Mozilla to Preview Servo in June

Mozilla, the open-source creators of Firefox and Thunderbird, have announced that their Servo project will reach public alpha in June. Nightly builds will be available, presumably around that time, for Linux, OSX, Windows, and Android. Servo is a browser engine that is built in Rust, which emphasizes security and high performance (especially in multi-threaded scenarios).
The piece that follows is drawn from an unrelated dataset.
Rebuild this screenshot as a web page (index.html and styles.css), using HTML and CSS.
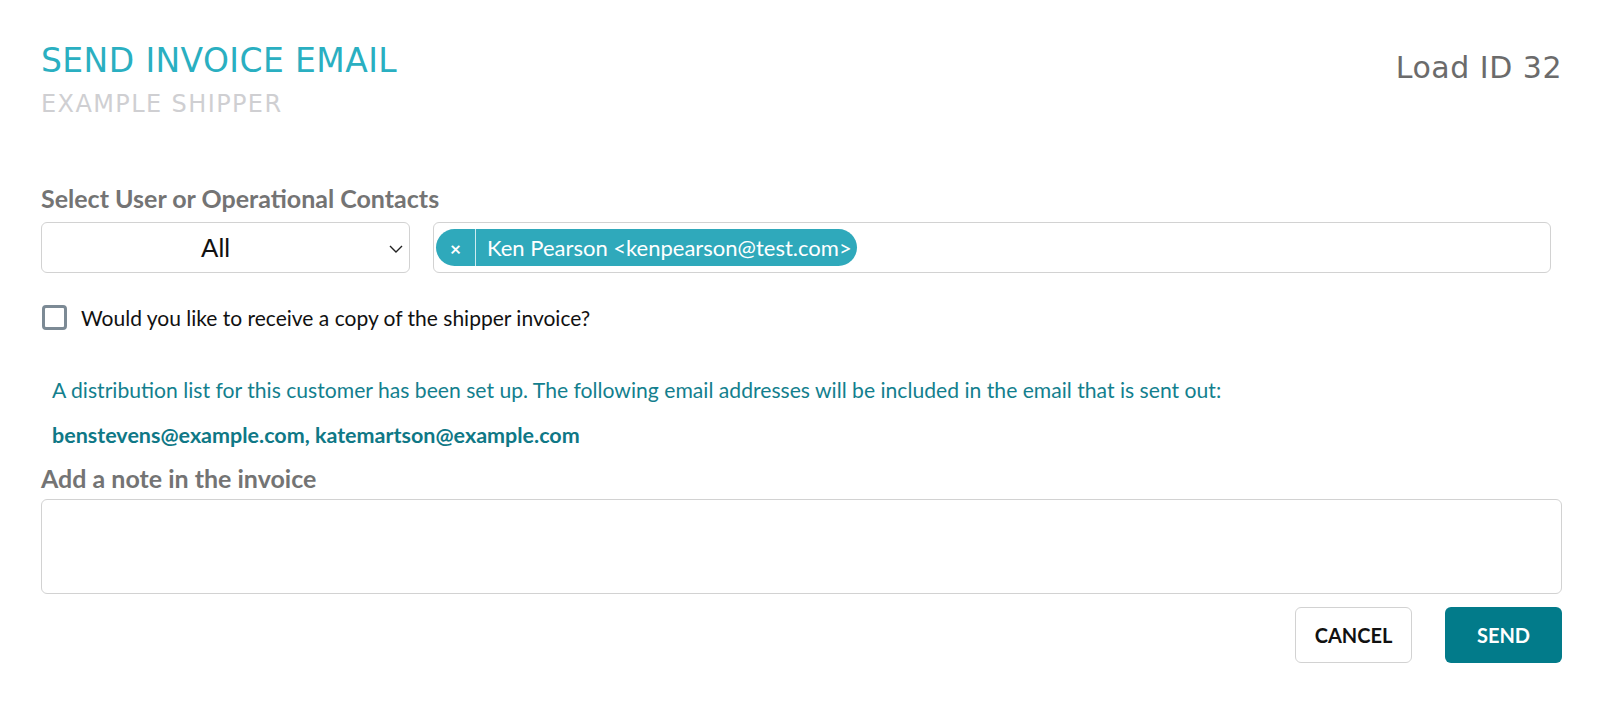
FILE: index.html
```html
<!DOCTYPE html>
<html lang="en">
<head>
    <meta charset="UTF-8">
    <meta name="viewport" content="width=device-width, initial-scale=1.0">
    <title>Send Invoice Email</title>
    <link rel="stylesheet" href="styles.css">
</head>
<body>
    <div class="modal">
        <header class="modal-header">
            <div>
                <h1 class="title">SEND INVOICE EMAIL</h1>
                <div class="subtitle">EXAMPLE SHIPPER</div>
            </div>
            <div class="load-id">Load ID 32</div>
        </header>

        <label class="field-label">Select User or Operational Contacts</label>
        <div class="contacts-row">
            <div class="select-wrap">
                <select class="contact-type">
                    <option>All</option>
                    <option>Users</option>
                    <option>Operational Contacts</option>
                </select>
                <svg class="chevron" width="14" height="8" viewBox="0 0 14 8">
                    <path d="M1 1 L7 7 L13 1" fill="none" stroke="#222" stroke-width="1.4"/>
                </svg>
            </div>
            <div class="tag-input">
                <span class="chip">
                    <span class="chip-remove">&times;</span>
                    <span class="chip-text">Ken Pearson &lt;kenpearson@test.com&gt;</span>
                </span>
            </div>
        </div>

        <label class="check-row">
            <input type="checkbox" class="check">
            <span>Would you like to receive a copy of the shipper invoice?</span>
        </label>

        <p class="dist-note">A distribution list for this customer has been set up. The following email addresses will be included in the email that is sent out:</p>
        <p class="dist-emails">benstevens@example.com, katemartson@example.com</p>

        <label class="field-label note-label" for="note">Add a note in the invoice</label>
        <textarea id="note" class="note"></textarea>

        <div class="actions">
            <button class="btn btn-cancel">CANCEL</button>
            <button class="btn btn-send">SEND</button>
        </div>
    </div>
</body>
</html>
```

FILE: styles.css
```css
body {
    margin: 0;
    background: #fff;
    font-family: Lato, "Open Sans", sans-serif;
}
.modal {
    padding: 41px 38px 0 41px;
}
.modal-header {
    display: flex;
    justify-content: space-between;
    align-items: flex-start;
    height: 142px;
}
.title {
    margin: 0;
    font-family: "DejaVu Sans", sans-serif;
    font-weight: normal;
    font-size: 33px;
    line-height: 40px;
    letter-spacing: 0.4px;
    color: #2aafc1;
}
.subtitle {
    margin-top: 9px;
    font-family: "DejaVu Sans", sans-serif;
    font-size: 24px;
    line-height: 28px;
    letter-spacing: 1.4px;
    color: #cfcfd2;
}
.load-id {
    margin-top: 9px;
    font-family: "DejaVu Sans", sans-serif;
    font-size: 30px;
    line-height: 36px;
    letter-spacing: 0.5px;
    color: #6b6b6b;
}
.field-label {
    display: block;
    font-weight: bold;
    font-size: 25px;
    line-height: 30px;
    color: #747474;
}
.contacts-row {
    display: flex;
    gap: 23px;
    margin-top: 9px;
}
.select-wrap {
    position: relative;
    width: 369px;
    flex: none;
}
.contact-type {
    appearance: none;
    -webkit-appearance: none;
    width: 100%;
    height: 51px;
    padding: 0 20px 0 0;
    border: 1.5px solid #d2d2d2;
    border-radius: 6px;
    background: #fff;
    font-family: "Liberation Sans", Arial, sans-serif;
    font-size: 26px;
    color: #111;
    text-align: center;
    text-align-last: center;
}
.chevron {
    position: absolute;
    right: 7px;
    top: 23px;
    pointer-events: none;
}
.tag-input {
    flex: 1;
    height: 51px;
    margin-right: 11px;
    box-sizing: border-box;
    border: 1.5px solid #d2d2d2;
    border-radius: 6px;
    padding: 6px 2px;
    display: flex;
    align-items: center;
}
.chip {
    display: inline-flex;
    align-items: center;
    height: 37px;
    background: #2fa9bb;
    border-radius: 19px;
    color: #fff;
    font-size: 22px;
}
.chip-remove {
    width: 40px;
    height: 37px;
    box-sizing: border-box;
    text-align: center;
    font-size: 19px;
    font-weight: bold;
    line-height: 40px;
    border-right: 1.5px solid #cdebf0;
}
.chip-text {
    padding: 0 5px 0 11px;
}
.check-row {
    display: flex;
    align-items: center;
    gap: 14px;
    margin-top: 32px;
    font-size: 21px;
    line-height: 25px;
    color: #111;
}
.check {
    appearance: none;
    -webkit-appearance: none;
    margin: 0 0 0 1px;
    width: 25px;
    height: 25px;
    border: 3px solid #7c8a95;
    border-radius: 4px;
    box-sizing: border-box;
}
.dist-note {
    margin: 47px 0 0 11px;
    font-size: 21.15px;
    line-height: 26px;
    color: #137f8e;
}
.dist-emails {
    margin: 19px 0 0 11px;
    font-size: 21.5px;
    line-height: 26px;
    font-weight: bold;
    color: #0f7886;
}
.note-label {
    margin-top: 15px;
}
.note {
    display: block;
    width: 100%;
    height: 95px;
    box-sizing: border-box;
    margin-top: 6px;
    border: 1.5px solid #d2d2d2;
    border-radius: 6px;
    resize: none;
}
.actions {
    display: flex;
    justify-content: flex-end;
    gap: 33px;
    margin-top: 13px;
}
.btn {
    width: 117px;
    height: 56px;
    border-radius: 6px;
    font-family: Lato, sans-serif;
    font-weight: bold;
    font-size: 20px;
    cursor: pointer;
}
.btn-cancel {
    background: #fff;
    border: 1.5px solid #d2d2d2;
    color: #111;
}
.btn-send {
    background: #027b8a;
    border: none;
    color: #fff;
}
```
The technology is really interesting, although it is still quite early. Web browsers are massively single-threaded by design, which limits their potential performance as CPUs widen in core count but stagnate in per-thread performance. This is especially true in mobile, which is why Samsung has been collaborating on Servo for almost all of its life.
Rust, being so strict about memory access, also has the advantage of security and memory management. It is designed in such a way that it's easier for the compiler to know, at compile time, whether you will be trying to access data that is no longer available. The trade-off is that it's harder to program, because if your code isn't robust enough, the compiler just won't accept it. This is beneficial for web browsers, though, because basically everything they access is untrusted, third-party data. It's better to fight your compiler than to fight people trying to exploit your users.





Again, it's still a way off, though. It might be good for web developers to keep an eye on, though, in case any of their optimizations implement standards either correctly, but differently from other browsers and highlights a bug in your website, or incorrectly, which exposes a bug in Servo. Making a web browser is immensely difficult.